The package detects available hardware at import time and dispatches compute-heavy operations to the fastest available backend.

Backend priority

CUDA (CuPy)  →  CPU (NumPy / SciPy)

Apple MPS (Metal) does not yet expose a NumPy-compatible ndimage API suitable for zoom and shift operations, so it falls through to CPU.

Checking the active backend

import multimodal_registration as mr
print(mr.backend_name())   # 'cuda' or 'cpu'

Or from the CLI:

multimodal-registration
# multimodal-registration  [backend: cuda]

Installing CuPy

Pick the wheel that matches your installed CUDA toolkit:

# CUDA 12.x
pip install "multimodal-registration[cuda12]"

# CUDA 11.x
pip install "multimodal-registration[cuda11]"
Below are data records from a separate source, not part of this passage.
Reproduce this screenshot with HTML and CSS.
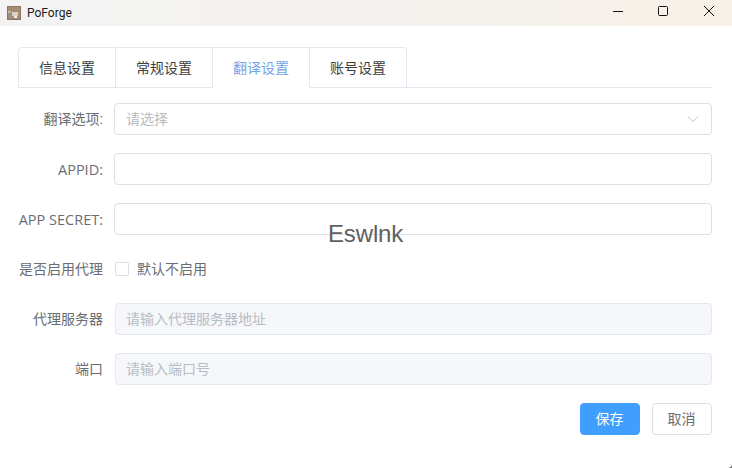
FILE: index.html
```html
<!DOCTYPE html>
<html lang="zh-CN">
<head>
<meta charset="utf-8">
<title>PoForge</title>
<link rel="stylesheet" href="styles.css">
</head>
<body>
<div class="window">
  <header class="titlebar">
    <div class="brand">
      <svg class="logo" width="14" height="14" viewBox="0 0 14 14"><rect width="14" height="14" fill="#8d7560"/><rect x="1" y="1" width="12" height="12" fill="#a48d77"/><rect x="5" y="6" width="6" height="4" fill="#d9d2c8"/><rect x="1" y="5" width="3" height="2" fill="#c9b8a5"/><rect x="7" y="10" width="3" height="2" fill="#f3efe8"/></svg>
      <span class="app-name">PoForge</span>
    </div>
    <div class="controls">
      <svg class="control" width="46" height="26" viewBox="0 0 46 26"><path d="M19 11.5h10" stroke="#111" fill="none"/></svg>
      <svg class="control" width="46" height="26" viewBox="0 0 46 26"><rect x="18.5" y="6.5" width="9" height="9" rx="1" stroke="#111" fill="none"/></svg>
      <svg class="control" width="46" height="26" viewBox="0 0 46 26"><path d="M18 6l10 10M28 6L18 16" stroke="#111" fill="none"/></svg>
    </div>
  </header>
  <main class="content">
    <nav class="tabs">
      <div class="tab">信息设置</div>
      <div class="tab">常规设置</div>
      <div class="tab active">翻译设置</div>
      <div class="tab">账号设置</div>
    </nav>
    <form class="form">
      <div class="row">
        <label class="label">翻译选项:</label>
        <div class="field select"><span class="placeholder">请选择</span>
          <svg width="12" height="8" viewBox="0 0 12 8"><path d="M1 1.5l5 5 5-5" stroke="#c0c4cc" fill="none"/></svg>
        </div>
      </div>
      <div class="row">
        <label class="label latin">APPID:</label>
        <div class="field"></div>
      </div>
      <div class="row">
        <label class="label latin">APP SECRET:</label>
        <div class="field"></div>
      </div>
      <div class="row">
        <label class="label">是否启用代理</label>
        <div class="check"><span class="box"></span><span class="check-text">默认不启用</span></div>
      </div>
      <div class="row">
        <label class="label">代理服务器</label>
        <div class="field disabled"><span class="placeholder">请输入代理服务器地址</span></div>
      </div>
      <div class="row">
        <label class="label">端口</label>
        <div class="field disabled"><span class="placeholder">请输入端口号</span></div>
      </div>
      <div class="actions">
        <button type="button" class="btn primary">保存</button>
        <button type="button" class="btn">取消</button>
      </div>
    </form>
  </main>
  <div class="watermark">Eswlnk</div>
  <div class="corner"></div>
</div>
</body>
</html>
```
FILE: styles.css
```css
* { box-sizing: border-box; }
html, body { margin: 0; padding: 0; width: 732px; height: 468px; overflow: hidden; background: #fff; }
body { font-family: "Roboto", "Noto Sans CJK SC", sans-serif; color: #6a6d73; font-size: 14px; }
.window { position: relative; width: 732px; height: 468px; background: #fff; display: flex; flex-direction: column; }
.titlebar { height: 26px; flex: none; display: flex; justify-content: space-between; background: linear-gradient(90deg, #f3f3f3 0%, #f4f2ef 50%, #f7f0e7 100%); }
.brand { display: flex; align-items: center; gap: 6px; padding-left: 7px; }
.logo { display: block; }
.app-name { font-family: "Roboto", sans-serif; font-size: 12px; color: #1c1c1c; }
.controls { display: flex; }
.control { display: block; }
.content { flex: 1; padding: 21px 20px 0 18px; }
.tabs { display: flex; height: 41px; border-bottom: 1px solid #e4e7ed; }
.tab { width: 97px; height: 41px; border: 1px solid #e4e7ed; border-left: 0; display: flex; align-items: center; justify-content: center; padding-bottom: 2px; color: #3c3e42; font-size: 14px; }
.tab:first-child { border-left: 1px solid #e4e7ed; border-top-left-radius: 4px; width: 98px; }
.tab:last-child { border-top-right-radius: 4px; }
.tab.active { color: #73a5ea; border-bottom-color: #fff; }
.form { display: flex; flex-direction: column; gap: 18px; padding-top: 15px; }
.row { display: flex; align-items: center; height: 32px; }
.label { width: 85px; margin-right: 11px; padding-bottom: 2px; white-space: nowrap; display: flex; justify-content: flex-end; }
.label.latin { font-family: "Open Sans", sans-serif; font-size: 14.5px; padding-bottom: 0; }
.field { flex: 1; height: 32px; border: 1px solid #dcdfe6; border-radius: 4px; background: #fff; display: flex; align-items: center; justify-content: space-between; padding: 0 12px 0 11px; }
.disabled { background: #f5f7fa; border-color: #e4e7ed; margin-left: 1px; padding-left: 10px; }
.placeholder { color: #b8bcc4; font-size: 14px; padding-bottom: 2px; }
.check { display: flex; align-items: center; gap: 8px; margin-left: 1px; }
.box { width: 14px; height: 14px; border: 1px solid #dcdfe6; border-radius: 2px; background: #fff; }
.check-text { font-size: 14px; padding-bottom: 2px; }
.actions { display: flex; justify-content: flex-end; gap: 12px; }
.btn { width: 60px; height: 32px; padding: 0 1px 2px 0; border: 1px solid #dcdfe6; border-radius: 4px; background: #fff; color: #6a6d73; font: inherit; }
.btn.primary { background: #409eff; border-color: #409eff; color: #fff; }
.watermark { position: absolute; left: 328px; top: 220px; font-family: "Liberation Sans", sans-serif; font-size: 24px; line-height: 28px; letter-spacing: -0.15px; color: #606060; }
.corner { position: absolute; right: 0; bottom: 0; width: 4px; height: 4px; background: radial-gradient(circle at 0 0, transparent 3.5px, #777 4px); }
```
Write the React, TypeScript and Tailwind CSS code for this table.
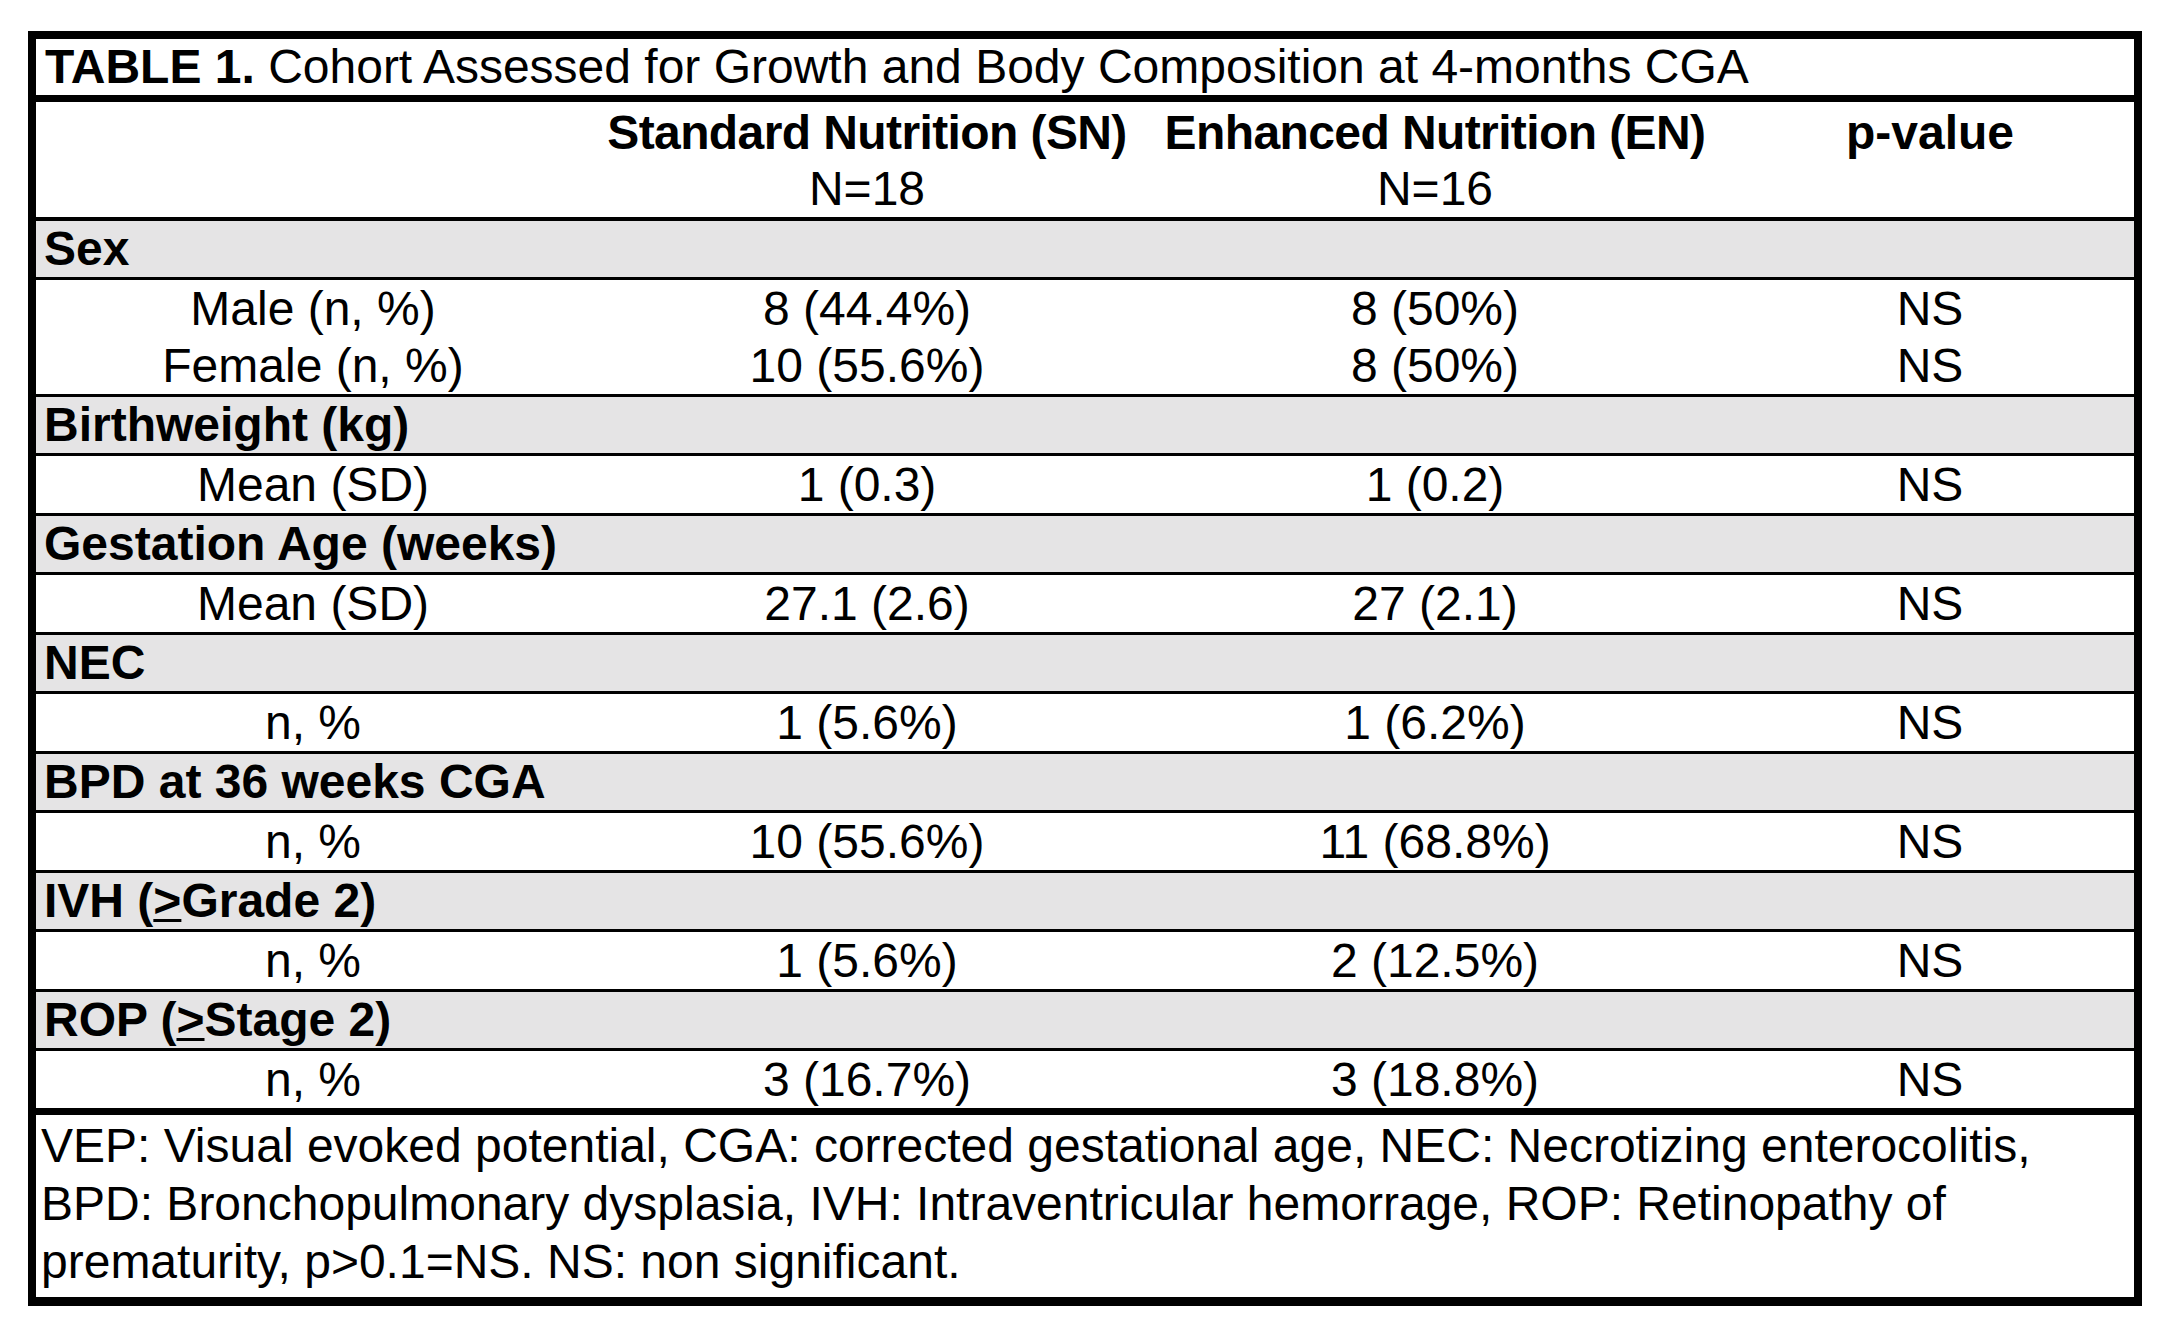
type Row = [string, string, string, string];

type Section = {
  title: React.ReactNode;
  rows: Row[];
};

const sections: Section[] = [
  {
    title: "Sex",
    rows: [
      ["Male (n, %)", "8 (44.4%)", "8 (50%)", "NS"],
      ["Female (n, %)", "10 (55.6%)", "8 (50%)", "NS"],
    ],
  },
  { title: "Birthweight (kg)", rows: [["Mean (SD)", "1 (0.3)", "1 (0.2)", "NS"]] },
  { title: "Gestation Age (weeks)", rows: [["Mean (SD)", "27.1 (2.6)", "27 (2.1)", "NS"]] },
  { title: "NEC", rows: [["n, %", "1 (5.6%)", "1 (6.2%)", "NS"]] },
  { title: "BPD at 36 weeks CGA", rows: [["n, %", "10 (55.6%)", "11 (68.8%)", "NS"]] },
  {
    title: (
      <>
        IVH (<span className="underline decoration-[3px] underline-offset-2">&gt;</span>Grade 2)
      </>
    ),
    rows: [["n, %", "1 (5.6%)", "2 (12.5%)", "NS"]],
  },
  {
    title: (
      <>
        ROP (<span className="underline decoration-[3px] underline-offset-2">&gt;</span>Stage 2)
      </>
    ),
    rows: [["n, %", "3 (16.7%)", "3 (18.8%)", "NS"]],
  },
];

const cols = "grid grid-cols-[554px_554px_582px_408px] text-center";

export default function App() {
  return (
    <div className="w-[2166px] h-[1326px] bg-white pt-[31px] pl-[28px] font-['Liberation_Sans',Arial,sans-serif] text-black text-[48px]">
      <div className="w-[2114px] border-black border-t-8 border-x-8 border-b-[9px]">
        {/* Title */}
        <div className="h-[56px] leading-[56px] pl-[9px] whitespace-nowrap">
          <span className="font-bold">TABLE 1.</span> Cohort Assessed for Growth and Body Composition at 4-months CGA
        </div>

        {/* Column headers */}
        <div className={`${cols} h-[122px] pt-[3px] border-t-[7px] border-black leading-[56px]`}>
          <div></div>
          <div>
            <div className="font-bold whitespace-nowrap tracking-[-0.6px]">Standard Nutrition (SN)</div>
            <div>N=18</div>
          </div>
          <div>
            <div className="font-bold whitespace-nowrap tracking-[-0.6px]">Enhanced Nutrition (EN)</div>
            <div>N=16</div>
          </div>
          <div className="font-bold">p-value</div>
        </div>

        {/* Body */}
        {sections.map((s, i) => (
          <div key={i}>
            <div
              className={`leading-[56px] pl-2 font-bold bg-[#e5e4e5] border-black ${
                i === 0 ? "border-t-4" : "border-t-[3px]"
              }`}
            >
              {s.title}
            </div>
            <div className="border-t-[3px] border-black">
              {s.rows.map((r, j) => (
                <div key={j} className={`${cols} h-[57px] leading-[57px] whitespace-nowrap`}>
                  <div>{r[0]}</div>
                  <div>{r[1]}</div>
                  <div>{r[2]}</div>
                  <div>{r[3]}</div>
                </div>
              ))}
            </div>
          </div>
        ))}

        {/* Footnote */}
        <div className="h-[189px] border-t-[7px] border-black pl-[5px] pt-[2px] leading-[58px]">
          VEP: Visual evoked potential, CGA: corrected gestational age, NEC: Necrotizing enterocolitis,
          <br />
          BPD: Bronchopulmonary dysplasia, IVH: Intraventricular hemorrage, ROP: Retinopathy of
          <br />
          prematurity, p&gt;0.1=NS. NS: non significant.
        </div>
      </div>
    </div>
  );
}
Verify that CuPy can see your GPU:

import cupy as cp
cp.zeros(1)          # raises if no GPU is found
print(cp.cuda.runtime.getDeviceCount())

What runs on GPU

Operation	CPU	GPU
`dct.upscale()`	`scipy.ndimage.zoom`	`cupyx.scipy.ndimage.zoom`
`dct.shift()`	`scipy.ndimage.shift`	`cupyx.scipy.ndimage.shift`
`pct.mask` binary closing	`scipy.ndimage.binary_closing`	`cupyx.scipy.ndimage.binary_closing`
`register()` cross-correlation	`skimage.registration.phase_cross_correlation`	`cucim.skimage.registration.phase_cross_correlation`

The deformation gradient computation (numpy.gradient, numpy.linalg.svd), map_coordinates warping, and IPF colour computation (orix) run on CPU regardless of backend — these are either not bottlenecks or not yet supported by CuPy/cuCIM.

Memory considerations

Upscaling a DCT volume by a factor of ~3× in each dimension increases memory by ~27×. For large datasets:

Process one volume at a time if GPU VRAM is limited.
The to_device / to_numpy helpers in backends.py move arrays explicitly — you can stage data manually if needed.

from multimodal_registration import backends

d_arr = backends.to_device(my_numpy_array)   # send to GPU
result = backends.to_numpy(d_arr)            # retrieve